### [RAW DATA]
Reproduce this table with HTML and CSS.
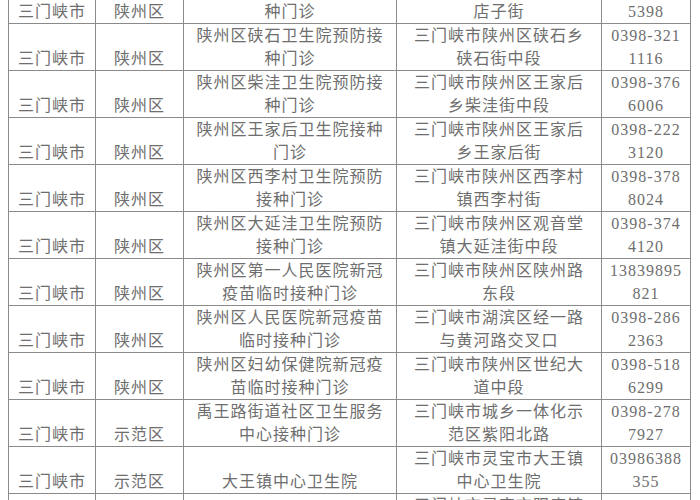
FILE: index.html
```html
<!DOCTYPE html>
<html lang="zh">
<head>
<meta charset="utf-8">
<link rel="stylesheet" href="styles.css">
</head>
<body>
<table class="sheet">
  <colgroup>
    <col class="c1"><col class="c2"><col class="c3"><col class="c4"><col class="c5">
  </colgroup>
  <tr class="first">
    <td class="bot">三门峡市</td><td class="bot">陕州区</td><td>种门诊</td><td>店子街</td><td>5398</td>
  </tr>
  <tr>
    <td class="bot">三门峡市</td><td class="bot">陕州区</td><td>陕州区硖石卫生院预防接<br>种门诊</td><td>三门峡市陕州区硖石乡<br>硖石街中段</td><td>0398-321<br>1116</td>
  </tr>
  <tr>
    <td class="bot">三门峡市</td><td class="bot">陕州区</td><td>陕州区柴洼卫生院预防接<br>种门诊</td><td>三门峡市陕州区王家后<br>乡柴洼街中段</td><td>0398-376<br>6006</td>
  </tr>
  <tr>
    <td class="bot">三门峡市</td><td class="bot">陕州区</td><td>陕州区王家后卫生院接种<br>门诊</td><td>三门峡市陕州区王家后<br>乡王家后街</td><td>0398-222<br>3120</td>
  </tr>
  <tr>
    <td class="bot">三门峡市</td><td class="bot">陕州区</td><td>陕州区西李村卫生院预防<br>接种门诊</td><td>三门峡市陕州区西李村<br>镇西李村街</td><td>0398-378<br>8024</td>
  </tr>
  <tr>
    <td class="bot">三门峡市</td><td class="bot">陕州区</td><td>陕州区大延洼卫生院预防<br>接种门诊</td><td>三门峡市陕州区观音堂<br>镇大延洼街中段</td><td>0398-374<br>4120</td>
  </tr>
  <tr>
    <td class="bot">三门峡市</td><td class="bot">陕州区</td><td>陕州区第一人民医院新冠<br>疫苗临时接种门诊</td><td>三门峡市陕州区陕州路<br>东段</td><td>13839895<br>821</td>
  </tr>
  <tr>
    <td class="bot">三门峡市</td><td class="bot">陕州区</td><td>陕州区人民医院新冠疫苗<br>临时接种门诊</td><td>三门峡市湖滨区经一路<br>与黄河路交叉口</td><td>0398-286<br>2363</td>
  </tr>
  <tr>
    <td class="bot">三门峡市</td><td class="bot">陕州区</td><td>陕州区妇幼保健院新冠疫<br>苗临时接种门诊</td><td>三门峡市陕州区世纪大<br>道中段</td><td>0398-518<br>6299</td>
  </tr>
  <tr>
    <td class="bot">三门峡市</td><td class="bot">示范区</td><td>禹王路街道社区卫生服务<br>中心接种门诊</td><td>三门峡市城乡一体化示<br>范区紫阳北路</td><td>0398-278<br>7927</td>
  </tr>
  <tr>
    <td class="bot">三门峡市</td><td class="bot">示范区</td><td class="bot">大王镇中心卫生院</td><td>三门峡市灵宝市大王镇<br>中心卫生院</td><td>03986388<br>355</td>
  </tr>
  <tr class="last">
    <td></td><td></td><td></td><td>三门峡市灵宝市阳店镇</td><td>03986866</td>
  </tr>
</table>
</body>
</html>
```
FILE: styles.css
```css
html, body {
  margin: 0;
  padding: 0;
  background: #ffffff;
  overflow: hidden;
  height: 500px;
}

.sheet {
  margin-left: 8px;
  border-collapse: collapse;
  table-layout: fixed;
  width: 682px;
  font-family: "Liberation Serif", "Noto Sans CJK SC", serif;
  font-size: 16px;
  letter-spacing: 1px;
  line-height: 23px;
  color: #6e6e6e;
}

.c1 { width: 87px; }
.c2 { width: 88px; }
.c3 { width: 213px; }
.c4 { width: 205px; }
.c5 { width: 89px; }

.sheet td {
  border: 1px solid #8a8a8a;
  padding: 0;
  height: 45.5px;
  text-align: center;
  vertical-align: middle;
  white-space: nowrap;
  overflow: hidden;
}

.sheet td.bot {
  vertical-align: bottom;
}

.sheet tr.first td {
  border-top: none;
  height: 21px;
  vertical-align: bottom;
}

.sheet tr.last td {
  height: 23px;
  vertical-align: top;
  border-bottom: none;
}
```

### [WHAT IS REQUIRED]
Copy out all the data without changing anything, and drop the pictures.

### [FULL RESPONSE]
Reproduce this table with HTML and CSS.
FILE: index.html
```html
<!DOCTYPE html>
<html lang="zh">
<head>
<meta charset="utf-8">
<link rel="stylesheet" href="styles.css">
</head>
<body>
<table class="sheet">
  <colgroup>
    <col class="c1"><col class="c2"><col class="c3"><col class="c4"><col class="c5">
  </colgroup>
  <tr class="first">
    <td class="bot">三门峡市</td><td class="bot">陕州区</td><td>种门诊</td><td>店子街</td><td>5398</td>
  </tr>
  <tr>
    <td class="bot">三门峡市</td><td class="bot">陕州区</td><td>陕州区硖石卫生院预防接<br>种门诊</td><td>三门峡市陕州区硖石乡<br>硖石街中段</td><td>0398-321<br>1116</td>
  </tr>
  <tr>
    <td class="bot">三门峡市</td><td class="bot">陕州区</td><td>陕州区柴洼卫生院预防接<br>种门诊</td><td>三门峡市陕州区王家后<br>乡柴洼街中段</td><td>0398-376<br>6006</td>
  </tr>
  <tr>
    <td class="bot">三门峡市</td><td class="bot">陕州区</td><td>陕州区王家后卫生院接种<br>门诊</td><td>三门峡市陕州区王家后<br>乡王家后街</td><td>0398-222<br>3120</td>
  </tr>
  <tr>
    <td class="bot">三门峡市</td><td class="bot">陕州区</td><td>陕州区西李村卫生院预防<br>接种门诊</td><td>三门峡市陕州区西李村<br>镇西李村街</td><td>0398-378<br>8024</td>
  </tr>
  <tr>
    <td class="bot">三门峡市</td><td class="bot">陕州区</td><td>陕州区大延洼卫生院预防<br>接种门诊</td><td>三门峡市陕州区观音堂<br>镇大延洼街中段</td><td>0398-374<br>4120</td>
  </tr>
  <tr>
    <td class="bot">三门峡市</td><td class="bot">陕州区</td><td>陕州区第一人民医院新冠<br>疫苗临时接种门诊</td><td>三门峡市陕州区陕州路<br>东段</td><td>13839895<br>821</td>
  </tr>
  <tr>
    <td class="bot">三门峡市</td><td class="bot">陕州区</td><td>陕州区人民医院新冠疫苗<br>临时接种门诊</td><td>三门峡市湖滨区经一路<br>与黄河路交叉口</td><td>0398-286<br>2363</td>
  </tr>
  <tr>
    <td class="bot">三门峡市</td><td class="bot">陕州区</td><td>陕州区妇幼保健院新冠疫<br>苗临时接种门诊</td><td>三门峡市陕州区世纪大<br>道中段</td><td>0398-518<br>6299</td>
  </tr>
  <tr>
    <td class="bot">三门峡市</td><td class="bot">示范区</td><td>禹王路街道社区卫生服务<br>中心接种门诊</td><td>三门峡市城乡一体化示<br>范区紫阳北路</td><td>0398-278<br>7927</td>
  </tr>
  <tr>
    <td class="bot">三门峡市</td><td class="bot">示范区</td><td class="bot">大王镇中心卫生院</td><td>三门峡市灵宝市大王镇<br>中心卫生院</td><td>03986388<br>355</td>
  </tr>
  <tr class="last">
    <td></td><td></td><td></td><td>三门峡市灵宝市阳店镇</td><td>03986866</td>
  </tr>
</table>
</body>
</html>
```
FILE: styles.css
```css
html, body {
  margin: 0;
  padding: 0;
  background: #ffffff;
  overflow: hidden;
  height: 500px;
}

.sheet {
  margin-left: 8px;
  border-collapse: collapse;
  table-layout: fixed;
  width: 682px;
  font-family: "Liberation Serif", "Noto Sans CJK SC", serif;
  font-size: 16px;
  letter-spacing: 1px;
  line-height: 23px;
  color: #6e6e6e;
}

.c1 { width: 87px; }
.c2 { width: 88px; }
.c3 { width: 213px; }
.c4 { width: 205px; }
.c5 { width: 89px; }

.sheet td {
  border: 1px solid #8a8a8a;
  padding: 0;
  height: 45.5px;
  text-align: center;
  vertical-align: middle;
  white-space: nowrap;
  overflow: hidden;
}

.sheet td.bot {
  vertical-align: bottom;
}

.sheet tr.first td {
  border-top: none;
  height: 21px;
  vertical-align: bottom;
}

.sheet tr.last td {
  height: 23px;
  vertical-align: top;
  border-bottom: none;
}
```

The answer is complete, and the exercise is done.